Durante el mes de noviembre la Iglesia Católica recuerda de manera especial a los Fieles Difuntos, es decir a las personas que han partido de este mundo para pasar a la vida eterna junto al Padre, animando a ofrecer oraciones y sacrificios por su salvación eterna.
La tradición de rezar por los muertos se remonta a los primeros tiempos del cristianismo, en donde se honraba su recuerdo y se ofrecían oraciones y sacrificios por ellos. Según la Enciclopedia Católica, en los primeros días de la Cristiandad se escribían los nombres de los hermanos que habían partido en la díptica, dos tablas plegables, con forma de libro, en las que la primitiva Iglesia acostumbraba anotar los nombres de los vivos y los muertos por quienes se había de orar.
Después, en el siglo sexto, era costumbre en los monasterios benedictinos tener una conmemoración de los miembros difuntos en Pentecostés. En España, en tiempo de San Isidoro, había un día semejante el sábado antes de la Sexagésima, el sexagésimo día antes del Domingo de Pascua, o antes de Pentecostés.
En Alemania existió una ceremonia consagrada a orar por los difuntos, el 1 de octubre. Esto fue aceptado y bendecido por la Iglesia. San Odilo de Cluny ordenó que se celebrara anualmente, en todos los monasterios de su congregación, la conmemoración de todos los fieles difuntos. De allí se extendió entre las otras congregaciones de los benedictinos y entre los cartujos. Más tarde, varios obispos, se acogieron a dicha celebración. Con el paso de los años, la Iglesia Católica instauró el 2 de noviembre como la fecha oficial para conmemorar a los fieles difuntos.

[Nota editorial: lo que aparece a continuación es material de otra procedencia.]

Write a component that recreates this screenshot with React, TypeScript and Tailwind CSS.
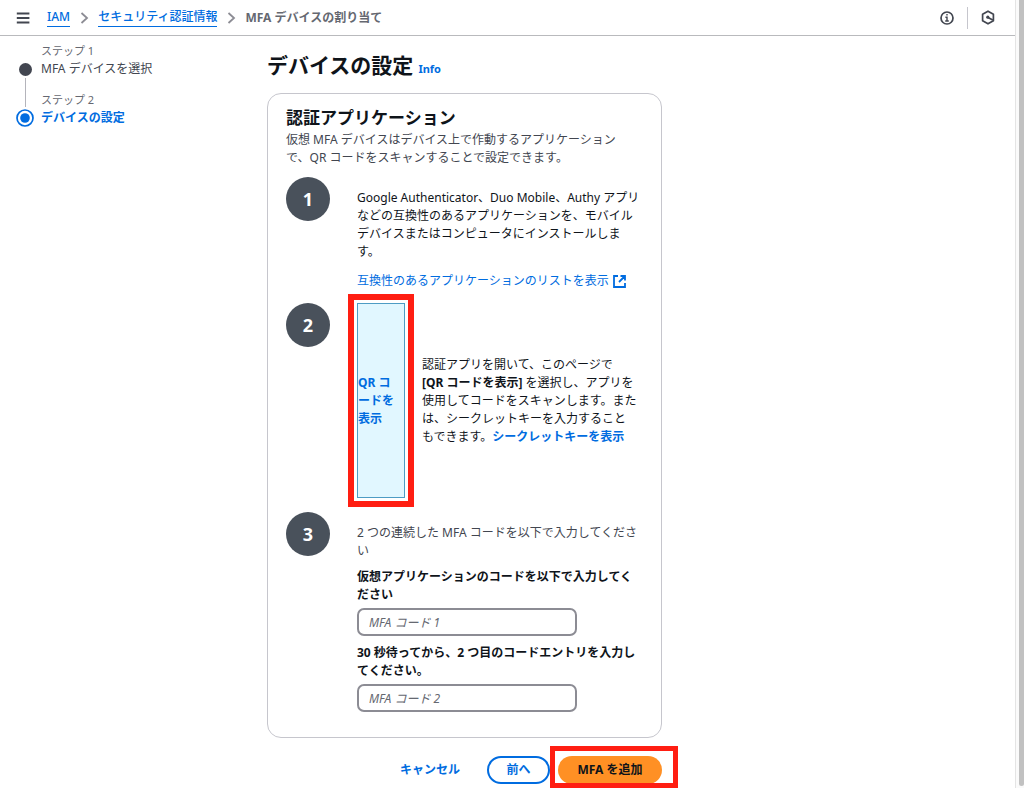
import type { ReactNode } from "react";

function ChevronIcon() {
  return (
    <svg width="9" height="12" viewBox="0 0 9 12" fill="none" stroke="#8c8c94" strokeWidth="1.8" aria-hidden="true">
      <path d="M1.5 1 7 6l-5.5 5" />
    </svg>
  );
}

function Header() {
  return (
    <header className="flex h-9 items-center border-b border-[#b9babd] pl-4 pr-5">
      <button type="button" aria-label="メニュー" className="mr-4 flex h-6 w-[15px] items-center">
        <svg width="14" height="12" viewBox="0 0 14 12" stroke="#424650" strokeWidth="1.8" aria-hidden="true">
          <path d="M0.8 1.5h12.6M0.8 6h12.6M0.8 10.5h12.6" />
        </svg>
      </button>
      <nav aria-label="パンくずリスト" className="flex items-center font-medium">
        <a href="#iam" className="border-b border-[#006ce0] text-[#006ce0]">IAM</a>
        <span className="flex w-7 justify-center"><ChevronIcon /></span>
        <a href="#security" className="border-b border-[#006ce0] text-[#006ce0]">セキュリティ認証情報</a>
        <span className="flex w-7 justify-center"><ChevronIcon /></span>
        <span className="font-bold text-[#656871]">MFA デバイスの割り当て</span>
      </nav>
      <div className="ml-auto flex items-center">
        <button type="button" aria-label="情報">
          <svg width="14" height="14" viewBox="0 0 14 14" fill="none" stroke="#424650" strokeWidth="1.7" aria-hidden="true">
            <circle cx="7" cy="7" r="6" />
            <path d="M7 3v1.6M5.4 6.3H7V10M5.2 10h3.6" strokeWidth="1.4" />
          </svg>
        </button>
        <span className="ml-[13px] mr-[13px] h-[22px] w-px bg-[#c6c6cd]" />
        <button type="button" aria-label="設定">
          <svg width="14" height="15" viewBox="0 0 14 15" fill="none" stroke="#424650" strokeWidth="1.7" aria-hidden="true">
            <path d="M7 1.2 12.4 4.3v6.4L7 13.8 1.6 10.7V4.3z" strokeLinejoin="round" />
            <circle cx="6.8" cy="7.2" r="1.6" fill="#424650" stroke="none" />
            <path d="M7 7.4 11.8 10" />
          </svg>
        </button>
      </div>
    </header>
  );
}

function Steps() {
  return (
    <nav aria-label="ステップ" className="w-[267px] shrink-0 pl-4 pt-[6px]">
      <ol>
        <li className="grid grid-cols-[18px_1fr] gap-x-[7px]">
          <span className="row-span-2 flex flex-col items-center pt-[21px]">
            <span className="size-[13px] shrink-0 rounded-full bg-[#424650]" />
            <span className="mt-[2px] w-px grow bg-[#b4b4bb]" />
          </span>
          <span className="text-[11px] text-[#656871]">ステップ 1</span>
          <a href="#step-1" className="pb-[13px] text-[#424650]">MFA デバイスを選択</a>
        </li>
        <li className="grid grid-cols-[18px_1fr] gap-x-[7px]" aria-current="step">
          <span className="row-span-2 flex flex-col items-center">
            <span className="h-4 w-px bg-[#b4b4bb]" />
            <svg width="18" height="18" viewBox="0 0 18 18" className="mt-[2px]" aria-hidden="true">
              <circle cx="9" cy="9" r="8" fill="none" stroke="#006ce0" strokeWidth="1.7" />
              <circle cx="9" cy="9" r="4.8" fill="#006ce0" />
            </svg>
          </span>
          <span className="text-[11px] text-[#656871]">ステップ 2</span>
          <span className="font-bold text-[#006ce0]">デバイスの設定</span>
        </li>
      </ol>
    </nav>
  );
}

function Instruction({ number, children }: { number: number; children: ReactNode }) {
  return (
    <li className="flex gap-[27px]">
      <span className="flex size-11 shrink-0 items-center justify-center rounded-full bg-[#49515b] text-lg font-bold text-white">
        {number}
      </span>
      <div className="min-w-0 grow">{children}</div>
    </li>
  );
}

function CodeField({ id, label, placeholder }: { id: string; label: string; placeholder: string }) {
  return (
    <div className="mt-2">
      <label htmlFor={id} className="mb-1 block font-bold">{label}</label>
      <input
        id={id}
        type="text"
        placeholder={placeholder}
        className="block h-7 w-[220px] rounded-[7px] border-2 border-[#8c8c94] px-[10px] placeholder:italic placeholder:text-[#656871]"
      />
    </div>
  );
}

export default function App() {
  return (
    <div className="flex min-h-screen bg-white font-['Noto_Sans','Noto_Sans_CJK_JP',sans-serif] text-[12px] leading-[18px] text-[#0f141a]">
      <div className="min-w-0 grow">
        <Header />
        <div className="flex">
          <Steps />
          <main className="max-w-[395px] grow pt-[14px]">
            <div className="flex items-baseline gap-[5px]">
              <h1 className="text-[21px] leading-[30px] font-bold">デバイスの設定</h1>
              <a href="#info" className="text-[11px] font-bold text-[#006ce0]">Info</a>
            </div>
            <form className="mt-[13px]" onSubmit={(e) => e.preventDefault()}>
              <section className="rounded-[14px] border border-[#c6c6cd] px-[18px] pb-[25px] pt-3">
                <h2 className="text-[17px] leading-6 font-bold">認証アプリケーション</h2>
                <p className="pt-px text-[#424650]">
                  仮想 MFA デバイスはデバイス上で作動するアプリケーション
                  <br />
                  で、QR コードをスキャンすることで設定できます。
                </p>
                <ol className="mt-[10px]">
                  <Instruction number={1}>
                    <p className="pt-3">
                      Google Authenticator、Duo Mobile、Authy アプリなどの互換性のあるアプリケーションを、モバイルデバイスまたはコンピュータにインストールします。
                    </p>
                    <a href="#apps" className="mb-[13px] mt-[11px] flex items-center gap-1 text-[#006ce0]">
                      互換性のあるアプリケーションのリストを表示
                      <svg width="13" height="13" viewBox="0 0 13 13" fill="none" stroke="#006ce0" strokeWidth="1.8" aria-hidden="true">
                        <path d="M5 1H1v11h11V8M7.5 1H12v4.5M12 1 6 7" />
                      </svg>
                    </a>
                  </Instruction>
                  <Instruction number={2}>
                    <div className="mb-[14px] flex items-center gap-[17px]">
                      <div className="relative shrink-0">
                        <button
                          type="button"
                          className="flex h-[195px] w-12 items-center border border-[#4d9cc4] bg-[#e1f7ff] text-left font-bold text-[#006ce0]"
                        >
                          <span>
                            QR コ<br />ードを<br />表示
                          </span>
                        </button>
                        <span className="pointer-events-none absolute -inset-[9px] border-[6px] border-[#ff1e12]" />
                      </div>
                      <p className="whitespace-nowrap">
                        認証アプリを開いて、このページで
                        <br />
                        <b>[QR コードを表示]</b> を選択し、アプリを
                        <br />
                        使用してコードをスキャンします。また
                        <br />
                        は、シークレットキーを入力すること
                        <br />
                        もできます。<a href="#secret" className="font-bold text-[#006ce0]">シークレットキーを表示</a>
                      </p>
                    </div>
                  </Instruction>
                  <Instruction number={3}>
                    <p className="pt-3 text-[#424650]">2 つの連続した MFA コードを以下で入力してください</p>
                    <CodeField id="code-1" label="仮想アプリケーションのコードを以下で入力してください" placeholder="MFA コード 1" />
                    <CodeField id="code-2" label="30 秒待ってから、2 つ目のコードエントリを入力してください。" placeholder="MFA コード 2" />
                  </Instruction>
                </ol>
              </section>
              <div className="mb-1 mt-[18px] flex items-center justify-end gap-2 font-bold">
                <button type="button" className="h-7 px-[19px] text-[#006ce0]">キャンセル</button>
                <button type="button" className="h-7 w-[63px] rounded-full border-2 border-[#006ce0] text-[#006ce0]">前へ</button>
                <div className="relative">
                  <button type="submit" className="block h-7 w-[104px] rounded-full bg-[#ff9024]">MFA を追加</button>
                  <span className="pointer-events-none absolute -bottom-1 -left-2 -right-4 -top-[10px] border-[5px] border-[#ff1e12]" />
                </div>
              </div>
            </form>
          </main>
        </div>
      </div>
      <div className="flex w-[9px] shrink-0 justify-end border-l border-[#e4e4e4] bg-[#fafafa] pb-[2px]" aria-hidden="true">
        <span className="w-[5px] rounded-b bg-[#c1c1c1]" />
      </div>
    </div>
  );
}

Los sufrimientos de la Humanidad son los mismos que los de la Iglesia y, sin duda, tienen en común que todo sufrimiento humano es de algún modo privación de vida. Por eso, la muerte de un ser querido nos produce un dolor tan indescriptible que ni tan sólo la fe puede aliviarlo.
Así, los hombres siempre han querido honrar a los difuntos. La memoria, en efecto, es un modo de hacer que los ausentes estén presentes, de perpetuar su vida. Decir sus nombres y recordarlos es sin dudas un modo de amarlos y de quererlos. Nadie y nada puede destruir o acabar con el amor que nutrimos por nuestros seres queridos, ni la muerte. Aunque no los tenemos presente físicamente a nuestro lado, sabemos por fe, que su presencia es espiritual, que cuando hablamos con ellos en nuestra oración no lo hacemos con un fantasma, pero con seres que viven en Cristo en la resurrección.
“Jesús le ha quitado a la muerte la última palabra: quien cree en Él será transfigurado por el amor misericordioso del Padre para vivir una vida eterna y feliz”, es el tweet del Papa Francisco para este 2 de noviembre, Conmemoración de los fieles difuntos. Los creyentes no profesamos fe en la muerte, pero en la vida. Las últimas palabras del credo son consoladoras y llenas de esperanza: “creo en la resurrección de los muertos y en la vida eterna”.